**Stated exercise:** Copy every line of the records below where the word "screenshot" occurs.

**Given entries:**
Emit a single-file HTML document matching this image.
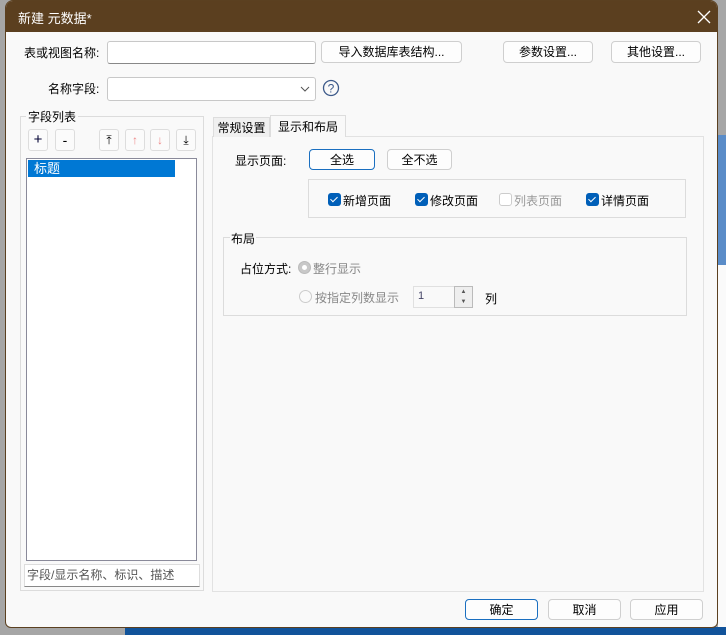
<!DOCTYPE html>
<html><head><meta charset="utf-8"><style>
*{box-sizing:border-box;margin:0;padding:0}
body{width:726px;height:635px;overflow:hidden;background:#a6a6a6;position:relative;font-family:"Liberation Sans","Noto Sans CJK SC",sans-serif;font-size:12px;color:#000}
.a{position:absolute}
.dlg{left:5px;top:0;width:713px;height:628px;background:#f9f9f9;border:1px solid #5b4020;border-radius:8px 8px 6px 6px;overflow:hidden}
.title{left:0;top:0;width:100%;height:31px;background:#5b3f1f;color:#fff}
.btn{position:absolute;background:#fdfdfd;border:1px solid #cfcfcf;border-radius:4px;text-align:center;line-height:20px;font-size:12px}
.inp{position:absolute;background:#fff;border:1px solid #c8c8c8;border-bottom:1px solid #888;border-radius:3px}
.cb{position:absolute;width:13px;height:13px;border-radius:3px;background:#005fb8}
.cb:after{content:"";position:absolute;left:4px;top:2px;width:3px;height:6px;border:solid #fff;border-width:0 1px 1px 0;transform:rotate(45deg)}
.sb{position:absolute;width:20px;height:22px;border:1px solid #ddd;border-radius:3px;background:#fbfbfb;font-size:12px;text-align:center;line-height:20px}
</style></head><body>
<div class="a" style="left:718px;top:135px;width:8px;height:130px;background:#5a8cc8"></div>
<div class="a" style="left:718px;top:265px;width:8px;height:370px;background:#fafafa"></div>
<div class="a" style="left:125px;top:627px;width:601px;height:8px;background:#11539a"></div>
<div class="a dlg">
 <div class="a title"><span class="a" style="left:12px;top:7px;font-size:13px">新建 元数据*</span>
  <svg class="a" style="left:691px;top:9px" width="14" height="14"><path d="M1 1L13 13M13 1L1 13" stroke="#fff" stroke-width="1.3"/></svg></div>
</div>
<div class="a" style="left:24px;top:44px">表或视图名称:</div>
<div class="inp" style="left:107px;top:41px;width:209px;height:23px"></div>
<div class="btn" style="left:321px;top:41px;width:141px;height:22px">导入数据库表结构...</div>
<div class="btn" style="left:503px;top:41px;width:90px;height:22px">参数设置...</div>
<div class="btn" style="left:611px;top:41px;width:90px;height:22px">其他设置...</div>
<div class="a" style="left:48px;top:80px">名称字段:</div>
<div class="inp" style="left:107px;top:77px;width:209px;height:24px;border-bottom-color:#c8c8c8"></div>
<svg class="a" style="left:300px;top:86px" width="10" height="6"><path d="M1 1L5 5L9 1" fill="none" stroke="#555"/></svg>
<svg class="a" style="left:322px;top:79px" width="18" height="18"><circle cx="9" cy="9" r="7.5" fill="none" stroke="#3d5a8a" stroke-width="1.3"/><text x="9" y="13.5" font-size="12" text-anchor="middle" fill="#3d5a8a" font-family="Liberation Sans">?</text></svg>
<div class="a" style="left:20px;top:116px;width:184px;height:475px;border:1px solid #dcdcdc"></div>
<div class="a" style="left:26px;top:108px;background:#f9f9f9;padding:0 2px">字段列表</div>
<div class="sb" style="left:28px;top:129px;font-size:15px;color:#003">+</div>
<div class="sb" style="left:55px;top:129px;font-size:14px">-</div>
<div class="sb" style="left:99px;top:129px">⤒</div>
<div class="sb" style="left:125px;top:129px;color:#e88">↑</div>
<div class="sb" style="left:150px;top:129px;color:#e88">↓</div>
<div class="sb" style="left:176px;top:129px">⤓</div>
<div class="a" style="left:26px;top:158px;width:171px;height:403px;background:#fff;border:1px solid #8a8a9a"></div>
<div class="a" style="left:28px;top:160px;width:147px;height:17px;background:#0078d4;color:#fff;padding-left:6px;line-height:17px;font-size:13px">标题</div>
<div class="a" style="left:24px;top:564px;width:176px;height:23px;background:#fff;border:1px solid #ddd;border-bottom-color:#888;color:#555;padding-left:2px;line-height:21px">字段/显示名称、标识、描述</div>
<div class="a" style="left:212px;top:136px;width:492px;height:456px;border:1px solid #e2e2e2;background:#f9f9f9"></div>
<div class="a" style="left:213px;top:117px;width:57px;height:20px;border:1px solid #ddd;border-bottom:none;background:#f0f0f0;text-align:center;line-height:20px">常规设置</div>
<div class="a" style="left:270px;top:115px;width:76px;height:22px;border:1px solid #ddd;border-bottom:none;background:#f9f9f9;text-align:center;line-height:22px">显示和布局</div>
<div class="a" style="left:235px;top:152px">显示页面:</div>
<div class="btn" style="left:309px;top:149px;width:66px;height:21px;border-color:#1a6fc0">全选</div>
<div class="btn" style="left:387px;top:149px;width:65px;height:21px">全不选</div>
<div class="a" style="left:308px;top:179px;width:378px;height:39px;border:1px solid #dcdcdc"></div>
<div class="cb" style="left:328px;top:193px"></div><div class="a" style="left:343px;top:192px">新增页面</div>
<div class="cb" style="left:415px;top:193px"></div><div class="a" style="left:430px;top:192px">修改页面</div>
<div class="a" style="left:499px;top:193px;width:13px;height:13px;border:1px solid #ccc;border-radius:3px;background:#fff"></div><div class="a" style="left:514px;top:192px;color:#999">列表页面</div>
<div class="cb" style="left:586px;top:193px"></div><div class="a" style="left:601px;top:192px">详情页面</div>
<div class="a" style="left:223px;top:237px;width:464px;height:79px;border:1px solid #dcdcdc"></div>
<div class="a" style="left:230px;top:230px;background:#f9f9f9;padding:0 1px">布局</div>
<div class="a" style="left:240px;top:260px">占位方式:</div>
<div class="a" style="left:298px;top:261px;width:13px;height:13px;border-radius:50%;background:#c8c8c8;border:1px solid #bbb"><div class="a" style="left:3px;top:3px;width:5px;height:5px;border-radius:50%;background:#fff"></div></div>
<div class="a" style="left:313px;top:260px;color:#888">整行显示</div>
<div class="a" style="left:299px;top:290px;width:13px;height:13px;border-radius:50%;border:1px solid #ccc;background:#fafafa"></div>
<div class="a" style="left:315px;top:289px;color:#888">按指定列数显示</div>
<div class="a" style="left:413px;top:286px;width:60px;height:22px;border:1px solid #e0e0e0;background:#f9f9f9;font-size:11px;color:#446;padding:3px 4px">1</div>
<div class="a" style="left:454px;top:286px;width:19px;height:22px;border:1px solid #bbb;background:#eee"><div style="font-size:6px;line-height:10px;text-align:center;color:#555">▲<br>▼</div></div>
<div class="a" style="left:485px;top:290px">列</div>
<div class="btn" style="left:465px;top:599px;width:73px;height:21px;border-color:#1a6fc0">确定</div>
<div class="btn" style="left:548px;top:599px;width:73px;height:21px">取消</div>
<div class="btn" style="left:630px;top:599px;width:73px;height:21px">应用</div>
</body></html>
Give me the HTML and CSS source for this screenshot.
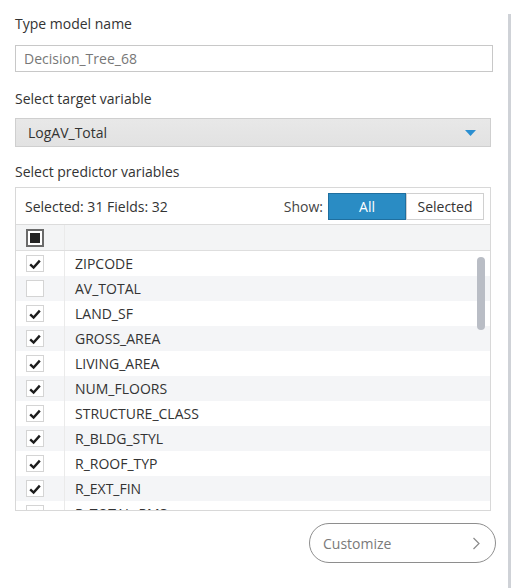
FILE: index.html
```html
<!DOCTYPE html>
<html>
<head>
<meta charset="utf-8">
<link rel="stylesheet" href="styles.css">
</head>
<body>
<div class="page">
  <div class="content">
    <div class="label l1">Type model name</div>
    <div class="textbox">Decision_Tree_68</div>
    <div class="label l2">Select target variable</div>
    <div class="select">
      <span>LogAV_Total</span>
      <svg class="arrow" width="11" height="6" viewBox="0 0 11 6"><path d="M0 0 H11 L5.5 6 Z" fill="#2b8fd1"/></svg>
    </div>
    <div class="label l3">Select predictor variables</div>
    <div class="panel">
      <div class="toolbar">
        <span class="count">Selected: 31 Fields: 32</span>
        <div class="show">
          <span class="show-label">Show:</span>
          <div class="seg">
            <div class="seg-btn on">All</div>
            <div class="seg-btn">Selected</div>
          </div>
        </div>
      </div>
      <div class="header">
        <div class="cbcell"><span class="cb partial"><span class="fill"></span></span></div>
        <div class="namecell"></div>
      </div>
      <div class="rows">
        <div class="row"><div class="cbcell"><span class="cb"><svg viewBox="0 0 16 16"><path d="M3.2 8.4 L6.6 11.6 L12.8 4.6" /></svg></span></div><div class="namecell">ZIPCODE</div></div>
        <div class="row alt"><div class="cbcell"><span class="cb"></span></div><div class="namecell">AV_TOTAL</div></div>
        <div class="row"><div class="cbcell"><span class="cb"><svg viewBox="0 0 16 16"><path d="M3.2 8.4 L6.6 11.6 L12.8 4.6" /></svg></span></div><div class="namecell">LAND_SF</div></div>
        <div class="row alt"><div class="cbcell"><span class="cb"><svg viewBox="0 0 16 16"><path d="M3.2 8.4 L6.6 11.6 L12.8 4.6" /></svg></span></div><div class="namecell">GROSS_AREA</div></div>
        <div class="row"><div class="cbcell"><span class="cb"><svg viewBox="0 0 16 16"><path d="M3.2 8.4 L6.6 11.6 L12.8 4.6" /></svg></span></div><div class="namecell">LIVING_AREA</div></div>
        <div class="row alt"><div class="cbcell"><span class="cb"><svg viewBox="0 0 16 16"><path d="M3.2 8.4 L6.6 11.6 L12.8 4.6" /></svg></span></div><div class="namecell">NUM_FLOORS</div></div>
        <div class="row"><div class="cbcell"><span class="cb"><svg viewBox="0 0 16 16"><path d="M3.2 8.4 L6.6 11.6 L12.8 4.6" /></svg></span></div><div class="namecell">STRUCTURE_CLASS</div></div>
        <div class="row alt"><div class="cbcell"><span class="cb"><svg viewBox="0 0 16 16"><path d="M3.2 8.4 L6.6 11.6 L12.8 4.6" /></svg></span></div><div class="namecell">R_BLDG_STYL</div></div>
        <div class="row"><div class="cbcell"><span class="cb"><svg viewBox="0 0 16 16"><path d="M3.2 8.4 L6.6 11.6 L12.8 4.6" /></svg></span></div><div class="namecell">R_ROOF_TYP</div></div>
        <div class="row alt"><div class="cbcell"><span class="cb"><svg viewBox="0 0 16 16"><path d="M3.2 8.4 L6.6 11.6 L12.8 4.6" /></svg></span></div><div class="namecell">R_EXT_FIN</div></div>
        <div class="row"><div class="cbcell"><span class="cb"><svg viewBox="0 0 16 16"><path d="M3.2 8.4 L6.6 11.6 L12.8 4.6" /></svg></span></div><div class="namecell">R_TOTAL_RMS</div></div>
        <div class="scrollbar"></div>
      </div>
    </div>
    <div class="footer">
      <div class="customize">
        <span>Customize</span>
        <svg width="9" height="13" viewBox="0 0 9 13"><path d="M1.5 1 L7 6.5 L1.5 12" fill="none" stroke="#8a8a8a" stroke-width="1.2"/></svg>
      </div>
    </div>
  </div>
</div>
</body>
</html>
```

FILE: styles.css
```css
* { box-sizing: border-box; }
html, body { margin: 0; padding: 0; background: #fff; }
body {
  font-family: "Open Sans", "Noto Sans", sans-serif;
  font-size: 14px;
  color: #333;
  width: 516px;
  height: 588px;
  overflow: hidden;
}
.page {
  width: 511px;
  height: 588px;
  border-right: 3px solid #cfd2d7;
}
.content {
  padding-left: 15px;
}
.label {
  line-height: 20px;
  height: 20px;
  color: #333;
}
.l1 { margin-top: 14px; margin-bottom: 11px; }
.l2 { margin-top: 17px; margin-bottom: 9px; }
.l3 { margin-top: 15px; margin-bottom: 5px; }

.textbox {
  width: 478px;
  height: 27px;
  border: 1px solid #c8c8c8;
  padding-left: 8px;
  line-height: 25px;
  color: #777;
}
.select {
  width: 476px;
  height: 29px;
  border: 1px solid #cfcfcf;
  background: linear-gradient(#e8e8e8, #e2e2e2);
  display: flex;
  align-items: center;
  justify-content: space-between;
  padding: 0 14px 0 12px;
  color: #333;
}
.select span { line-height: 27px; }
.arrow { display: block; }

.panel {
  width: 476px;
  border: 1px solid #d8d8d8;
}
.toolbar {
  height: 37px;
  border-bottom: 1px solid #dcdcdc;
  display: flex;
  align-items: center;
  justify-content: space-between;
  padding: 0 6px 0 9px;
}
.count { color: #333; }
.show { display: flex; align-items: center; gap: 5px; }
.show-label { color: #444; }
.seg { display: flex; }
.seg-btn {
  width: 78px;
  height: 27px;
  line-height: 25px;
  text-align: center;
  border: 1px solid #d0d0d0;
  color: #333;
}
.seg-btn.on {
  background: #2a8cc4;
  border-color: #1f6f9f;
  color: #fff;
}
.header {
  height: 26px;
  display: flex;
  background: #f3f4f5;
  border-bottom: 1px solid #dedede;
}
.cbcell {
  width: 49px;
  flex: none;
  border-right: 1px solid #eaeaea;
  display: flex;
  align-items: center;
  padding-left: 10px;
}
.namecell {
  flex: 1;
  padding-left: 10px;
  display: flex;
  align-items: center;
  color: #333;
}
.rows {
  position: relative;
  height: 259px;
  overflow: hidden;
}
.row {
  height: 25px;
  display: flex;
  background: #fff;
}
.row.alt { background: #f4f5f7; }
.cb {
  width: 18px;
  height: 17px;
  border: 1px solid #d4d4d4;
  background: #fff;
  display: flex;
  align-items: center;
  justify-content: center;
}
.cb svg {
  width: 16px;
  height: 16px;
  fill: none;
  stroke: #1c1c1c;
  stroke-width: 2.4;
}
.cb.partial {
  width: 18px;
  height: 18px;
  border: 2px solid #6a6a6a;
}
.cb.partial .fill {
  width: 10px;
  height: 10px;
  background: #222;
}
.scrollbar {
  position: absolute;
  right: 5px;
  top: 6px;
  width: 8px;
  height: 73px;
  border-radius: 4px;
  background: #b9bdc5;
}
.footer {
  display: flex;
  justify-content: flex-end;
  width: 481px;
  margin-top: 12px;
}
.customize {
  width: 187px;
  height: 40px;
  border: 1px solid #8e8e8e;
  border-radius: 20px;
  display: flex;
  align-items: center;
  justify-content: space-between;
  padding: 0 14px 0 13px;
  color: #7a7a7a;
}
.customize svg { display: block; }
```
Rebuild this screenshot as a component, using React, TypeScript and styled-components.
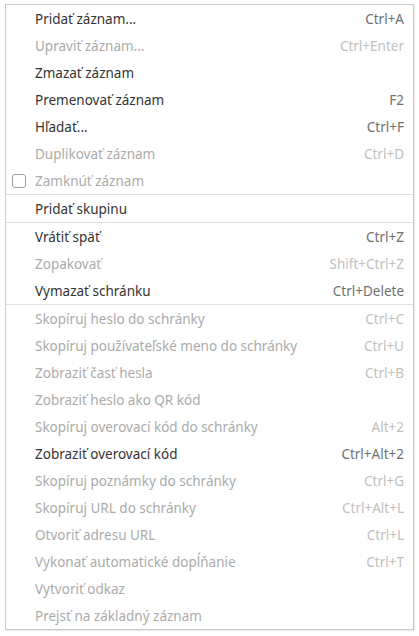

**Finished task:**
Give me the HTML and CSS source for this screenshot.
Rebuild this screenshot as a component, using React, TypeScript and styled-components.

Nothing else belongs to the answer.